The tedium of research does not spill over into the final product, which is as gripping as a mystery novel and free of technical jargon (except in four major appendixes). To provide balance, it should be required reading as a companion to splashier offerings such as the Defense secretary's annual report, "Soviet Military Power" (Government Printing Office: $7.50) or the 1987 White House publication "National Security Strategy."

As an analyst, MccGwire is most proud of his detective work in identifying 1966 as the year when Moscow began to shift away from its 1950s assumption that war would inevitably lead to an all-out exchange of nuclear missiles that would devastate the Soviet Union and the United States.

For the Soviets, this shift ended their vision of an apocalyptic showdown between communism and capitalism. (The Pentagon still says in the 1987 edition of "Soviet Military Power" that "Soviet writings state that a future war would be a decisive clash on a global scale between two diametrically opposed socioeconomic systems. . . .")

By now, Soviet military doctrine regards avoiding the use of nuclear weapons as its most important objective. MccGwire thinks it was this objective that sparked the Soviet interest in a 1972 treaty limiting the use of ballistic-missile defenses and more recently in proposals for major reductions in missiles and warheads on both sides.

The Soviets have wanted to cut back on nuclear missiles for nearly two decades but didn't say so for fear of weakening their negotiating position. That, coupled with what MccGwire calls the "oversophisticated theory of arms control," has led to useless expansion of weapons on both sides.

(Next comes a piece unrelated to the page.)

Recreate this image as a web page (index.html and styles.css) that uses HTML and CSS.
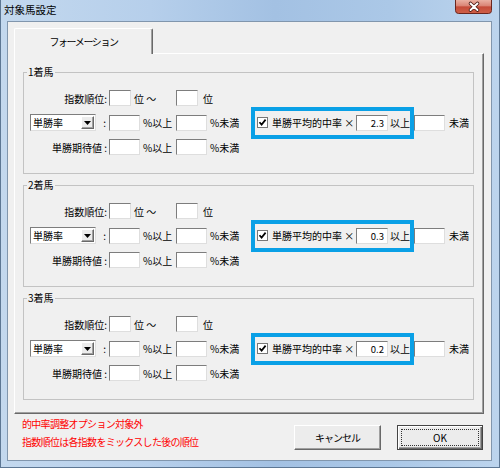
FILE: index.html
```html
<!DOCTYPE html>
<html lang="ja">
<head>
<meta charset="utf-8">
<title>対象馬設定</title>
<link rel="stylesheet" href="styles.css">
</head>
<body>
<div class="window">
  <div class="titlebar">
    <span class="title">対象馬設定</span>
    <svg class="close" width="37" height="14" viewBox="0 0 37 14">
      <defs>
        <linearGradient id="cg" x1="0" y1="0" x2="0" y2="1">
          <stop offset="0" stop-color="#eab0a2"/>
          <stop offset="0.45" stop-color="#d98373"/>
          <stop offset="0.5" stop-color="#c54b38"/>
          <stop offset="1" stop-color="#cf6048"/>
        </linearGradient>
      </defs>
      <path d="M0.5 0 V10.5 Q0.5 13.5 3.5 13.5 H33.5 Q36.5 13.5 36.5 10.5 V0" fill="url(#cg)" stroke="#6a261e"/>
      <path d="M15.5 3.5 L22.5 10 M22.5 3.5 L15.5 10" stroke="#4a1a14" stroke-width="3.6" stroke-linecap="round"/>
      <path d="M15.5 3.5 L22.5 10 M22.5 3.5 L15.5 10" stroke="#fff" stroke-width="1.9" stroke-linecap="round"/>
    </svg>
  </div>
  <div class="client">
    <div class="tabs"><div class="tab">フォーメーション</div></div>
    <div class="panel">

      <fieldset class="group">
        <legend>1着馬</legend>
        <div class="row">
          <div class="c1">指数順位:</div>
          <div class="c2"><input class="tb narrow" type="text"><span class="t3">位 ～</span></div>
          <div class="c3"><input class="tb narrow" type="text"><span class="t5">位</span></div>
        </div>
        <div class="row">
          <div class="c1 split">
            <div class="combo"><span>単勝率</span><span class="drop"><svg width="7" height="4" viewBox="0 0 7 4"><path d="M0 0 H7 L3.5 4 Z" fill="#000"/></svg></span></div>
            <span>:</span>
          </div>
          <div class="c2"><input class="tb" type="text"><span class="t3">%以上</span></div>
          <div class="c3"><input class="tb" type="text"><span class="t3">%未満</span></div>
          <div class="hl">
            <span class="chk"><svg width="9" height="9" viewBox="0 0 9 9"><path d="M1.5 4.2 L3.6 6.6 L7.6 1.6" fill="none" stroke="#000" stroke-width="1.7"/></svg></span>
            <span class="hl-label">単勝平均的中率 ×</span>
            <input class="tb rate" type="text" value="2.3">
            <span class="hl-tail">以上</span>
          </div>
          <input class="tb" type="text"><span class="t4">未満</span>
        </div>
        <div class="row">
          <div class="c1">単勝期待値 :</div>
          <div class="c2"><input class="tb" type="text"><span class="t3">%以上</span></div>
          <div class="c3"><input class="tb" type="text"><span class="t3">%未満</span></div>
        </div>
      </fieldset>

      <fieldset class="group">
        <legend>2着馬</legend>
        <div class="row">
          <div class="c1">指数順位:</div>
          <div class="c2"><input class="tb narrow" type="text"><span class="t3">位 ～</span></div>
          <div class="c3"><input class="tb narrow" type="text"><span class="t5">位</span></div>
        </div>
        <div class="row">
          <div class="c1 split">
            <div class="combo"><span>単勝率</span><span class="drop"><svg width="7" height="4" viewBox="0 0 7 4"><path d="M0 0 H7 L3.5 4 Z" fill="#000"/></svg></span></div>
            <span>:</span>
          </div>
          <div class="c2"><input class="tb" type="text"><span class="t3">%以上</span></div>
          <div class="c3"><input class="tb" type="text"><span class="t3">%未満</span></div>
          <div class="hl">
            <span class="chk"><svg width="9" height="9" viewBox="0 0 9 9"><path d="M1.5 4.2 L3.6 6.6 L7.6 1.6" fill="none" stroke="#000" stroke-width="1.7"/></svg></span>
            <span class="hl-label">単勝平均的中率 ×</span>
            <input class="tb rate" type="text" value="0.3">
            <span class="hl-tail">以上</span>
          </div>
          <input class="tb" type="text"><span class="t4">未満</span>
        </div>
        <div class="row">
          <div class="c1">単勝期待値 :</div>
          <div class="c2"><input class="tb" type="text"><span class="t3">%以上</span></div>
          <div class="c3"><input class="tb" type="text"><span class="t3">%未満</span></div>
        </div>
      </fieldset>

      <fieldset class="group">
        <legend>3着馬</legend>
        <div class="row">
          <div class="c1">指数順位:</div>
          <div class="c2"><input class="tb narrow" type="text"><span class="t3">位 ～</span></div>
          <div class="c3"><input class="tb narrow" type="text"><span class="t5">位</span></div>
        </div>
        <div class="row">
          <div class="c1 split">
            <div class="combo"><span>単勝率</span><span class="drop"><svg width="7" height="4" viewBox="0 0 7 4"><path d="M0 0 H7 L3.5 4 Z" fill="#000"/></svg></span></div>
            <span>:</span>
          </div>
          <div class="c2"><input class="tb" type="text"><span class="t3">%以上</span></div>
          <div class="c3"><input class="tb" type="text"><span class="t3">%未満</span></div>
          <div class="hl">
            <span class="chk"><svg width="9" height="9" viewBox="0 0 9 9"><path d="M1.5 4.2 L3.6 6.6 L7.6 1.6" fill="none" stroke="#000" stroke-width="1.7"/></svg></span>
            <span class="hl-label">単勝平均的中率 ×</span>
            <input class="tb rate" type="text" value="0.2">
            <span class="hl-tail">以上</span>
          </div>
          <input class="tb" type="text"><span class="t4">未満</span>
        </div>
        <div class="row">
          <div class="c1">単勝期待値 :</div>
          <div class="c2"><input class="tb" type="text"><span class="t3">%以上</span></div>
          <div class="c3"><input class="tb" type="text"><span class="t3">%未満</span></div>
        </div>
      </fieldset>

    </div>
    <div class="footer">
      <div class="notes">
        <div>的中率調整オプション対象外</div>
        <div>指数順位は各指数をミックスした後の順位</div>
      </div>
      <div class="buttons">
        <div class="btn cancel"><span>キャンセル</span></div>
        <div class="btn default"><span class="focus">OK</span></div>
      </div>
    </div>
  </div>
</div>
</body>
</html>
```

FILE: styles.css
```css
* { box-sizing: border-box; }
html, body { margin: 0; padding: 0; }
body {
  width: 500px;
  height: 468px;
  overflow: hidden;
  font-family: "Noto Sans CJK JP", "Noto Sans", sans-serif;
  font-size: 10px;
  color: #000;
  background: #b9d1ea;
}

.window {
  width: 500px;
  height: 468px;
  display: flex;
  flex-direction: column;
  border: 1px solid #5d7794;
  border-top: 0;
  background: linear-gradient(to right, #c3d8ee 0%, #b6cfeb 30%, #a3c1e3 55%, #abc8e7 78%, #bcd4ed 100%);
}

.titlebar {
  height: 21px;
  flex: none;
  display: flex;
  justify-content: space-between;
  align-items: flex-start;
  padding: 0 7px 0 3px;
}
.title {
  font-size: 10.5px;
  line-height: 19px;
  color: #000;
}
.close { display: block; }

.client {
  flex: 1;
  margin: 0 7px 6px 6px;
  border: 1px solid #8196ad;
  background: #f0f0f0;
  display: flex;
  flex-direction: column;
}

.tabs {
  display: flex;
  margin: 6px 7px 0 6px;
}
.tab {
  position: relative;
  z-index: 1;
  width: 139px;
  height: 26px;
  margin-bottom: -1px;
  background: #f0f0f0;
  border: 1px solid;
  border-color: #fff #696969 transparent #fff;
  border-bottom: 0;
  border-radius: 2px 2px 0 0;
  box-shadow: inset -1px 0 #a0a0a0;
  display: flex;
  align-items: center;
  justify-content: center;
  letter-spacing: -1.4px;
}

.panel {
  margin: 0 7px 0 6px;
  border: 1px solid;
  border-color: #fff #696969 #696969 #fff;
  box-shadow: inset -1px -1px #a0a0a0;
  padding: 12px 9px 13px 8px;
}

.group {
  margin: 0;
  min-width: 0;
  border: 1px solid #c3c3c3;
  padding: 11px 0 17px 6px;
}
.group + .group { margin-top: 5px; }
.group legend {
  margin-left: -3px;
  padding: 0 1px;
  font-size: 10px;
  line-height: 12px;
}

.row {
  display: flex;
  align-items: center;
  height: 18px;
  white-space: nowrap;
}
.row + .row { margin-top: 6.5px; }

.c1 {
  width: 77px;
  flex: none;
  display: flex;
  justify-content: flex-end;
  align-items: center;
}
.c1.split {
  justify-content: space-between;
  padding-right: 1px;
}
.c2 {
  width: 67px;
  margin-left: 2px;
  flex: none;
  display: flex;
  align-items: center;
}
.c3 {
  width: 75px;
  flex: none;
  display: flex;
  align-items: center;
}
.t3 { margin-left: 3px; }
.t4 { margin-left: 4px; }
.t5 { margin-left: 5px; }

.tb {
  width: 31px;
  height: 16px;
  flex: none;
  margin: 0;
  padding: 0 2px;
  font: inherit;
  font-size: 9.5px;
  background: #fff;
  border: 1px solid;
  border-color: #7d7d7d #dedede #dedede #7d7d7d;
  outline: none;
}
.tb.narrow { width: 22px; }
.tb.rate {
  width: 32px;
  text-align: right;
  padding-right: 3px;
}

.combo {
  width: 66px;
  height: 17px;
  flex: none;
  display: flex;
  align-items: center;
  justify-content: space-between;
  background: #fff;
  border: 1px solid;
  border-color: #7d7d7d #dedede #dedede #7d7d7d;
  padding: 0 1px 0 2px;
}
.drop {
  width: 13px;
  height: 13px;
  display: flex;
  align-items: center;
  justify-content: center;
  background: #ececec;
  border: 1px solid;
  border-color: #fff #696969 #696969 #fff;
  box-shadow: inset -1px -1px #a0a0a0;
}
.drop svg { display: block; }

.hl {
  width: 163px;
  height: 32px;
  flex: none;
  display: flex;
  align-items: center;
  border: 4px solid #0aa0e6;
  padding-left: 2px;
}
.chk {
  width: 11px;
  height: 11px;
  flex: none;
  display: flex;
  align-items: center;
  justify-content: center;
  background: #fff;
  border: 1px solid #777;
}
.chk svg { display: block; }
.hl-label {
  flex: 1;
  margin-left: 4px;
}
.hl-tail {
  margin-left: 2px;
  width: 20px;
}

.footer {
  flex: 1;
  display: flex;
  justify-content: space-between;
  padding: 1px 8px 0 14px;
}
.notes {
  color: #f00;
  line-height: 18px;
  letter-spacing: -0.7px;
}
.buttons {
  display: flex;
  gap: 16px;
  margin-top: 10px;
}
.btn {
  height: 25px;
  display: flex;
  align-items: center;
  justify-content: center;
  background: #ececec;
  border: 1px solid;
  border-color: #fff #696969 #696969 #fff;
  box-shadow: inset -1px -1px #a0a0a0;
}
.btn.cancel {
  width: 87px;
  letter-spacing: -1px;
}
.btn.default {
  width: 86px;
  border: 1px solid #444;
  box-shadow: inset 1px 1px #fff, inset -1px -1px #696969, inset -2px -2px #a0a0a0;
  align-items: stretch;
  padding: 3px;
}
.focus {
  flex: 1;
  display: flex;
  align-items: center;
  justify-content: center;
  border: 1px dotted #333;
}
```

For armchair strategists, 1966 may be less interesting than MccGwire's conclusion that a Soviet blitzkrieg across Europe would be an offense offering the best defense, to occur only if Moscow decided that world war could not be avoided.

Soviet doctrine, he writes, assumes that if they invaded Europe and avoided the use of nuclear weapons, the United States would do as it has in the past--crank up its superior industrial capacity and prepare to counterattack, not through Europe, but from the East. That thinking, he says, accounts for the buildup of Soviet naval strength in the Pacific.

MccGwire sees Soviet strategy flowing from five objectives: protecting the Soviet state (not the people, but the state); protecting the Communist Party; preserving "the capacity for independent action," a requirement you can find on any national capital's list; avoiding world war, and, if war cannot be avoided, managing not to lose.

He finds no evidence to support the Washington view that an expansionist policy drives the Soviet military buildup. If expansion were the Soviets' game, he writes, one prime target would be the Persian Gulf area, but the Soviet commander in charge of that theater has the lowest priority in men, arms and equipment.

MccGwire's major complaint about strategic thinking in Washington is that it is the kind of thinking a colonel must do when he has a regiment committed to battle. It is appropriate in those circumstances to assume the worst and shift men around to cope with it, but it is not the kind of view that "should underlie foreign policy."

It would be folly to rearrange U.S. strategy on the basis of one man's research and analysis, even when the work is as meticulous and persuasive as MccGwire's. The only folly to match it would be ignoring what he says.

MccGwire's conclusions should force a great debate on future U.S. defense policy and on the strategic Defense Initiative, or "Star Wars," in particular.